Master the R Series Bootcamp
Designed for those actively writing an R01
or similar submission for an upcoming grant deadline,
and the people who advise them.
February 6, 13, 20, and 27
You have a cool idea for a research project, now what? Great science is necessary, but not sufficient, to funding success. Here, I discuss preparatory strategies that distinguish my applicants who are consistently more successful at NIH from those who are not. Tips include finding your niche in the funding portfolio, shopping around draft Aim(s) to multiple ICs to find the best possible fit, and discussing with an enthusiastic program officer your study design and optimal study section and FOA. Emphasis is placed on the importance of building a long-term relationship with the program officer.
The one-page Aims document is arguably the most important narrative section of an NIH submission. Reviewers begin to form their funding decision based on this single page. Attendees will be given examples of recently funded Aims documents in their entirety, including one funded in 2019. You will be given numerous examples of narrative overviews, “we propose” paragraphs, impact statements, and numbered aims from recently funded grant applications, as well as formats and templates to help with your writing. The training manual contains instructions, tips, samples, and a writing exercise that consists of a funded Aims page into which I have inserted mistakes I typically see from applicants, in order for attendees to practice editing. By the end of the training, you should feel skilled and confident to construct a highly polished Aims page for your own submissions.
Applicants often struggle to write the Significance and Innovation sections (which have no corresponding section in journal articles) and to distinguish between the two. I walk applicants through the writing of a strong Significance section, which includes disease burden, the new Rigor of Prior Research scoring criteria, and how your project will address the strengths and weaknesses of the prior research and reduce disease burden. I will demonstrate how the Innovation section must drive home the competitive advantage over previous and current approaches. Because reviewers tend to skim text, I provide examples from numerous recently funded grant applications on which I have worked of newspaper-style headers that help reviewers skim and grasp key concepts. Emphasis of this course is on ensuring that reviewers both in and outside your field are persuaded of the significance, innovation, and impact of your project. The training manual is packed with instructions, tips, templates, recently funded samples, and exercises to help you edit and write more competitively.

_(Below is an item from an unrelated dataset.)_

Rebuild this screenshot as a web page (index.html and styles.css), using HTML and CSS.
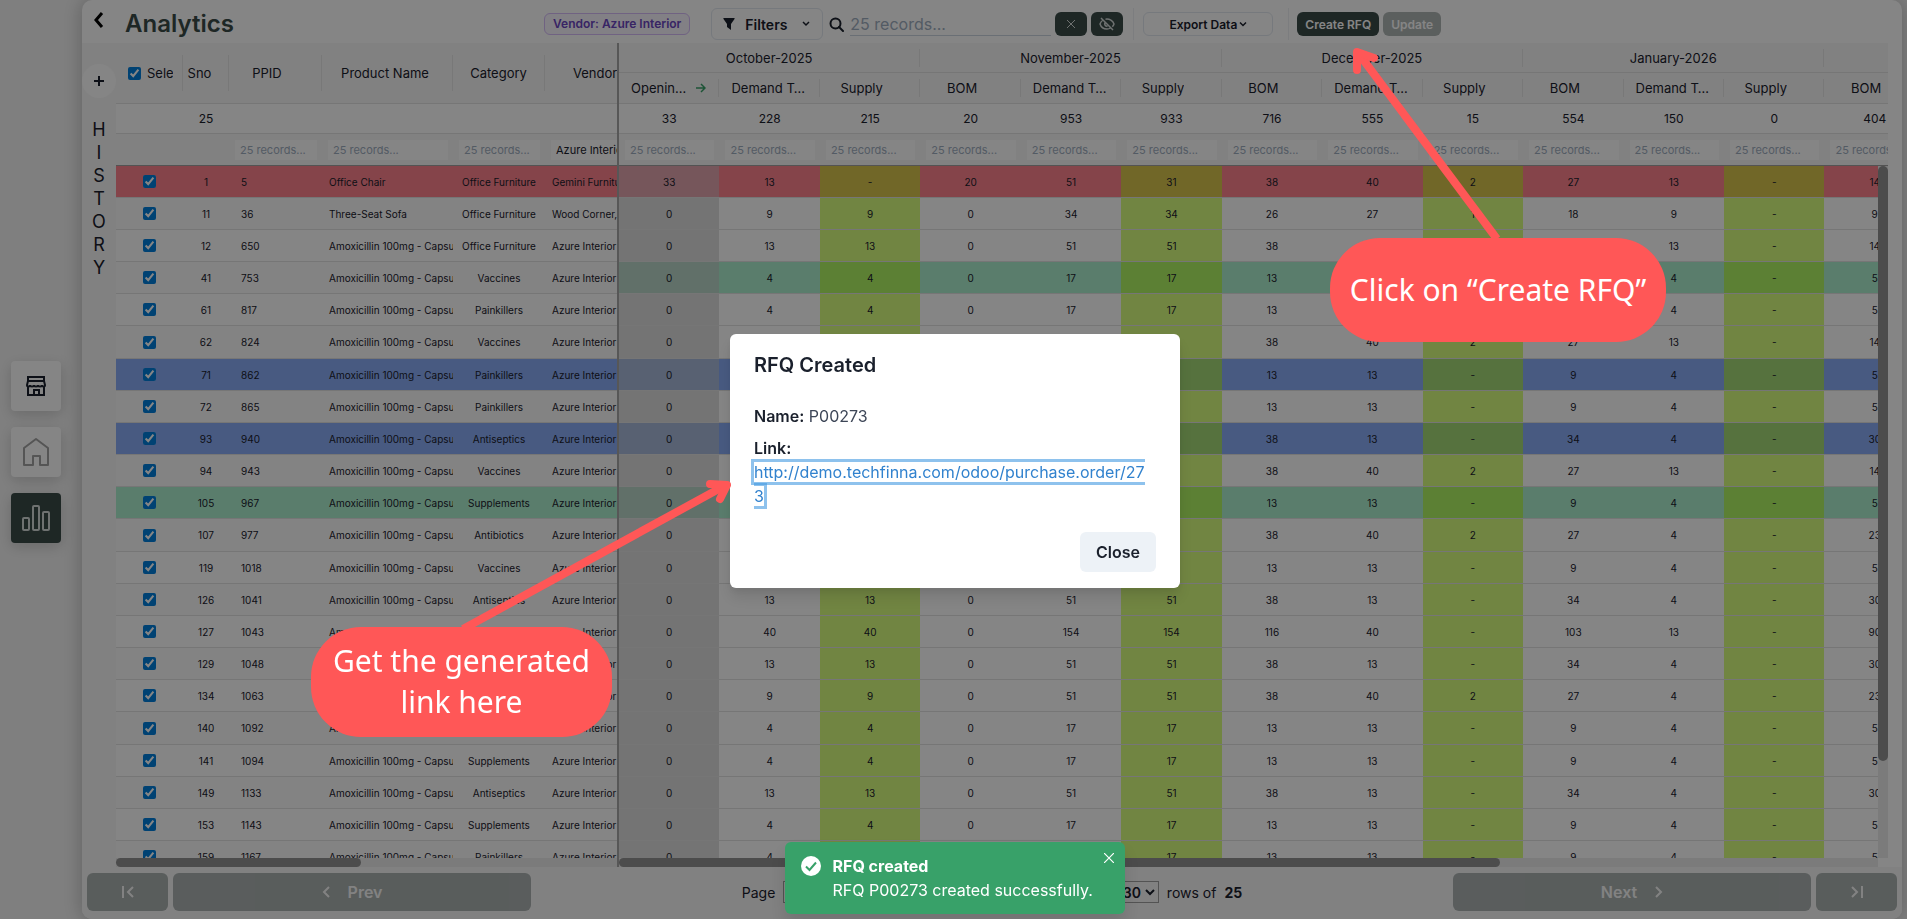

Human subjects project? Clinical trial? Neither? What does this have to do with writing the Approach section? Everything, from which type of funding opportunity announcement (and therefore instructions & scoring criteria), to how much (if any) of your content gets stripped out of the Approach and placed in the PHS Human Subjects & Clinical Trial Information Form – because as of January 2019, no “double listing” is allowed. I will help you determine what kind of project you are doing, what kind of FOA/instructions/scoring criteria you therefore follow, and which parts of the Human Subjects & Clinical Trial Form (if any) you fill out. Based on what goes in your Approach section as a result, I will help you understand how to write a winning Approach section – the section that typically receives the worst score, and the one that statistically correlates most closely with your Overall score. Emphasis will be placed on concrete ways to address reviewer comments of scoring criteria for Scientific Rigor and Consideration of Sex as a Biological Variable, including examples from recently funded grant applications on which I have worked.
These suite of services have been incredible, both the live sessions and the recorded sessions have transformed my approaches to grant writing. Specifically, the guidance on how to write for reviewers and how to optimize ESI status. Also the tools for reaching out to program officers. I have my first R01 now and received a strong score on a second. These tools are highly valuable for physician-scientists.
Anonymous PhD, Attending
I got a lot of great ideas from this training, even though I got my first R01 back in the day (in the early 2000’s when the payline for my institute was 22%!). I have never adapted well to the removal of the background section, but now understand better the options of where to put that information. I LOVE the idea of having an overall introduction to the Approach section to let the reviewers know what is coming. I usually jump right into Aim 1. I will try the new idea next time. Also appreciated many other tips and information on NIH tools like Matchmaker, tools to find a study section, etc. Thanks so much for this training!
Anonymous PhD, Attending
Old as I am, I am embarrassed at how much I did not know. I am very grateful for having had this opportunity. maybe things will get better re: submissions. one can always hope.” “It is particularly helpful for junior faculty, but there is plenty to take away even after close to 30 years of submitting (and getting sometimes) R01 applications.
Anonymous PhD, Attending
Every R01 applicant needs to hear how important relationship with a PO is, and ways to go about finding the right match and building that relationship. This was not mentioned in other grant writing courses I attended. I’m going to try it, and hope it works… The writing tips were useful too. Great session overall. Thank you.